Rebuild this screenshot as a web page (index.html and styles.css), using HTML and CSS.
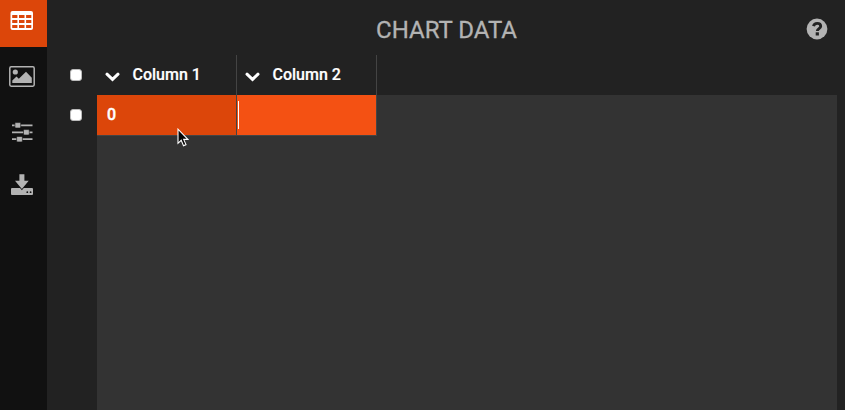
FILE: index.html
```html
<!DOCTYPE html>
<html lang="en">
<head>
<meta charset="utf-8">
<title>Chart Data</title>
<link rel="stylesheet" href="styles.css">
</head>
<body>
<div class="app">
  <nav class="sidebar">
    <a class="tool active"><svg width="47" height="47" viewBox="0 0 47 47"><rect x="10.5" y="11" width="22.5" height="19" rx="2" fill="#fff"/><g fill="#dc460a"><rect x="12.2" y="15" width="5.2" height="3"/><rect x="19" y="15" width="5.5" height="3"/><rect x="26.1" y="15" width="5.2" height="3"/><rect x="12.2" y="20" width="5.2" height="3"/><rect x="19" y="20" width="5.5" height="3"/><rect x="26.1" y="20" width="5.2" height="3"/><rect x="12.2" y="25" width="5.2" height="3"/><rect x="19" y="25" width="5.5" height="3"/><rect x="26.1" y="25" width="5.2" height="3"/></g></svg></a>
    <a class="tool"><svg width="47" height="56" viewBox="0 47 47 56"><rect x="9.8" y="66.8" width="24.4" height="19.4" rx="1.4" fill="none" stroke="#b3b3b3" stroke-width="1.5"/><circle cx="15.3" cy="72" r="2.6"/><path d="M12.3 83V80.5L16.5 76.6l2.3 2.1 7.2-7 5.8 6V83z"/></svg></a>
    <a class="tool"><svg width="47" height="56" viewBox="0 103 47 56"><path d="M12 125.3h20.5M12 132.3h20.5M12 139.2h20.5" stroke="#b3b3b3" stroke-width="1.7"/><g stroke="#111" stroke-width=".6"><rect x="14.9" y="122.6" width="5.8" height="5.4" rx="1"/><rect x="23.5" y="129.6" width="5.8" height="5.4" rx="1"/><rect x="16.6" y="136.5" width="5.8" height="5.4" rx="1"/></g></svg></a>
    <a class="tool"><svg width="47" height="56" viewBox="0 159 47 56"><path d="M12 188h20q1 0 1 1v5q0 1-1 1H12q-1 0-1-1v-5q0-1 1-1z"/><path d="M19.4 174.3h5v6.5h4.3l-6.8 8.1-6.9-8.1h4.4z" stroke="#111" stroke-width="1.6" paint-order="stroke"/><circle cx="27.3" cy="192.2" r=".9" fill="#111"/><circle cx="30.6" cy="192.2" r=".9" fill="#111"/></svg></a>
  </nav>
  <main class="panel">
    <header class="titlebar">
      <h1>CHART DATA</h1>
      <svg class="help" width="22" height="22" viewBox="0 0 22 22"><circle cx="11" cy="11" r="10.4" fill="#b3b3b3"/><path d="M7.5 8.2C8 6.1 9.3 5.4 11.2 5.4c2.2 0 3.5 1.2 3.5 2.8 0 2.4-3.4 2.4-3.4 4.9" fill="none" stroke="#222" stroke-width="2.9"/><rect x="9.7" y="14.3" width="3.2" height="3.2" fill="#222"/></svg>
    </header>
    <section class="workspace">
      <div class="checks">
        <label><i class="check"></i></label>
        <label><i class="check"></i></label>
      </div>
      <div class="sheet">
        <div class="row head">
          <div class="col"><svg class="chevron" width="15" height="10" viewBox="0 0 15 10"><path d="M2 2.2L7.5 7.4 13 2.2" fill="none" stroke="#fff" stroke-width="3" stroke-linecap="round"/></svg><span>Column 1</span></div>
          <div class="col"><svg class="chevron" width="15" height="10" viewBox="0 0 15 10"><path d="M2 2.2L7.5 7.4 13 2.2" fill="none" stroke="#fff" stroke-width="3" stroke-linecap="round"/></svg><span>Column 2</span></div>
        </div>
        <div class="body">
          <div class="row cells">
            <div class="cell selected">0</div>
            <div class="cell editing"><i class="caret"></i></div>
          </div>
        </div>
      </div>
    </section>
  </main>
  <svg class="pointer" width="12" height="19" viewBox="0 0 12 19"><path d="M1 1.2v14.1l3.2-3 2.3 5.4 2.5-1.1-2.3-5.2h4.2z" fill="#050505" stroke="#fff" stroke-width="1.1"/></svg>
</div>
</body>
</html>
```
FILE: styles.css
```css
* { box-sizing: border-box; }
body { margin: 0; background: #222; font-family: Roboto, sans-serif; overflow: hidden; }
.app { display: flex; height: 410px; position: relative; }
.sidebar { width: 47px; flex: none; background: #111; }
.tool { display: block; }
.tool svg { display: block; fill: #b3b3b3; }
.tool.active { background: #dc460a; height: 47px; }
.panel { flex: 1; display: flex; flex-direction: column; }
.titlebar { height: 55px; flex: none; display: grid; grid-template-columns: 40px 1fr 39px; padding-top: 10px; }
.titlebar h1 { grid-column: 2; margin: 0; text-align: center; font-size: 24px; font-weight: 400; line-height: 41px; color: #b3b3b3; -webkit-text-stroke: 0.3px #b3b3b3; }
.help { grid-column: 3; margin: 8px 0 0; }
.workspace { flex: 1; display: flex; padding-right: 8px; }
.checks { width: 50px; }
.checks label { display: flex; height: 40px; align-items: center; padding-left: 23px; }
.check { width: 12px; height: 12px; border: 1px solid #bbb; border-radius: 3px; background: #fff; }
.sheet { flex: 1; display: flex; flex-direction: column; }
.row { display: flex; }
.col { width: 140px; height: 40px; display: flex; align-items: center; padding-left: 7.5px; border-right: 1px solid #444; color: #fff; font-size: 16px; font-weight: 500; -webkit-text-stroke: 0.2px #fff; }
.col span { margin: -2px 0 0 13px; }
.chevron { margin-top: 3px; }
.body { flex: 1; background: #333; }
.cell { width: 140px; height: 41px; padding-left: 10px; border-right: 1px solid #444; border-bottom: 1px solid #444; color: #fff; font-size: 16px; font-weight: 500; line-height: 39px; -webkit-text-stroke: 0.4px #fff; }
.selected { background: #dc460a; }
.editing { background: #f45113; padding: 6px 0 0 1px; }
.caret { display: block; width: 1px; height: 28px; background: #fff; }
.pointer { position: absolute; left: 177px; top: 128px; }
```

━━━━━━━━

Repeat verbatim all the material, but not the pictures.

> _SOLUTION_
Rebuild this screenshot as a web page (index.html and styles.css), using HTML and CSS.
FILE: index.html
```html
<!DOCTYPE html>
<html lang="en">
<head>
<meta charset="utf-8">
<title>Chart Data</title>
<link rel="stylesheet" href="styles.css">
</head>
<body>
<div class="app">
  <nav class="sidebar">
    <a class="tool active"><svg width="47" height="47" viewBox="0 0 47 47"><rect x="10.5" y="11" width="22.5" height="19" rx="2" fill="#fff"/><g fill="#dc460a"><rect x="12.2" y="15" width="5.2" height="3"/><rect x="19" y="15" width="5.5" height="3"/><rect x="26.1" y="15" width="5.2" height="3"/><rect x="12.2" y="20" width="5.2" height="3"/><rect x="19" y="20" width="5.5" height="3"/><rect x="26.1" y="20" width="5.2" height="3"/><rect x="12.2" y="25" width="5.2" height="3"/><rect x="19" y="25" width="5.5" height="3"/><rect x="26.1" y="25" width="5.2" height="3"/></g></svg></a>
    <a class="tool"><svg width="47" height="56" viewBox="0 47 47 56"><rect x="9.8" y="66.8" width="24.4" height="19.4" rx="1.4" fill="none" stroke="#b3b3b3" stroke-width="1.5"/><circle cx="15.3" cy="72" r="2.6"/><path d="M12.3 83V80.5L16.5 76.6l2.3 2.1 7.2-7 5.8 6V83z"/></svg></a>
    <a class="tool"><svg width="47" height="56" viewBox="0 103 47 56"><path d="M12 125.3h20.5M12 132.3h20.5M12 139.2h20.5" stroke="#b3b3b3" stroke-width="1.7"/><g stroke="#111" stroke-width=".6"><rect x="14.9" y="122.6" width="5.8" height="5.4" rx="1"/><rect x="23.5" y="129.6" width="5.8" height="5.4" rx="1"/><rect x="16.6" y="136.5" width="5.8" height="5.4" rx="1"/></g></svg></a>
    <a class="tool"><svg width="47" height="56" viewBox="0 159 47 56"><path d="M12 188h20q1 0 1 1v5q0 1-1 1H12q-1 0-1-1v-5q0-1 1-1z"/><path d="M19.4 174.3h5v6.5h4.3l-6.8 8.1-6.9-8.1h4.4z" stroke="#111" stroke-width="1.6" paint-order="stroke"/><circle cx="27.3" cy="192.2" r=".9" fill="#111"/><circle cx="30.6" cy="192.2" r=".9" fill="#111"/></svg></a>
  </nav>
  <main class="panel">
    <header class="titlebar">
      <h1>CHART DATA</h1>
      <svg class="help" width="22" height="22" viewBox="0 0 22 22"><circle cx="11" cy="11" r="10.4" fill="#b3b3b3"/><path d="M7.5 8.2C8 6.1 9.3 5.4 11.2 5.4c2.2 0 3.5 1.2 3.5 2.8 0 2.4-3.4 2.4-3.4 4.9" fill="none" stroke="#222" stroke-width="2.9"/><rect x="9.7" y="14.3" width="3.2" height="3.2" fill="#222"/></svg>
    </header>
    <section class="workspace">
      <div class="checks">
        <label><i class="check"></i></label>
        <label><i class="check"></i></label>
      </div>
      <div class="sheet">
        <div class="row head">
          <div class="col"><svg class="chevron" width="15" height="10" viewBox="0 0 15 10"><path d="M2 2.2L7.5 7.4 13 2.2" fill="none" stroke="#fff" stroke-width="3" stroke-linecap="round"/></svg><span>Column 1</span></div>
          <div class="col"><svg class="chevron" width="15" height="10" viewBox="0 0 15 10"><path d="M2 2.2L7.5 7.4 13 2.2" fill="none" stroke="#fff" stroke-width="3" stroke-linecap="round"/></svg><span>Column 2</span></div>
        </div>
        <div class="body">
          <div class="row cells">
            <div class="cell selected">0</div>
            <div class="cell editing"><i class="caret"></i></div>
          </div>
        </div>
      </div>
    </section>
  </main>
  <svg class="pointer" width="12" height="19" viewBox="0 0 12 19"><path d="M1 1.2v14.1l3.2-3 2.3 5.4 2.5-1.1-2.3-5.2h4.2z" fill="#050505" stroke="#fff" stroke-width="1.1"/></svg>
</div>
</body>
</html>
```
FILE: styles.css
```css
* { box-sizing: border-box; }
body { margin: 0; background: #222; font-family: Roboto, sans-serif; overflow: hidden; }
.app { display: flex; height: 410px; position: relative; }
.sidebar { width: 47px; flex: none; background: #111; }
.tool { display: block; }
.tool svg { display: block; fill: #b3b3b3; }
.tool.active { background: #dc460a; height: 47px; }
.panel { flex: 1; display: flex; flex-direction: column; }
.titlebar { height: 55px; flex: none; display: grid; grid-template-columns: 40px 1fr 39px; padding-top: 10px; }
.titlebar h1 { grid-column: 2; margin: 0; text-align: center; font-size: 24px; font-weight: 400; line-height: 41px; color: #b3b3b3; -webkit-text-stroke: 0.3px #b3b3b3; }
.help { grid-column: 3; margin: 8px 0 0; }
.workspace { flex: 1; display: flex; padding-right: 8px; }
.checks { width: 50px; }
.checks label { display: flex; height: 40px; align-items: center; padding-left: 23px; }
.check { width: 12px; height: 12px; border: 1px solid #bbb; border-radius: 3px; background: #fff; }
.sheet { flex: 1; display: flex; flex-direction: column; }
.row { display: flex; }
.col { width: 140px; height: 40px; display: flex; align-items: center; padding-left: 7.5px; border-right: 1px solid #444; color: #fff; font-size: 16px; font-weight: 500; -webkit-text-stroke: 0.2px #fff; }
.col span { margin: -2px 0 0 13px; }
.chevron { margin-top: 3px; }
.body { flex: 1; background: #333; }
.cell { width: 140px; height: 41px; padding-left: 10px; border-right: 1px solid #444; border-bottom: 1px solid #444; color: #fff; font-size: 16px; font-weight: 500; line-height: 39px; -webkit-text-stroke: 0.4px #fff; }
.selected { background: #dc460a; }
.editing { background: #f45113; padding: 6px 0 0 1px; }
.caret { display: block; width: 1px; height: 28px; background: #fff; }
.pointer { position: absolute; left: 177px; top: 128px; }
```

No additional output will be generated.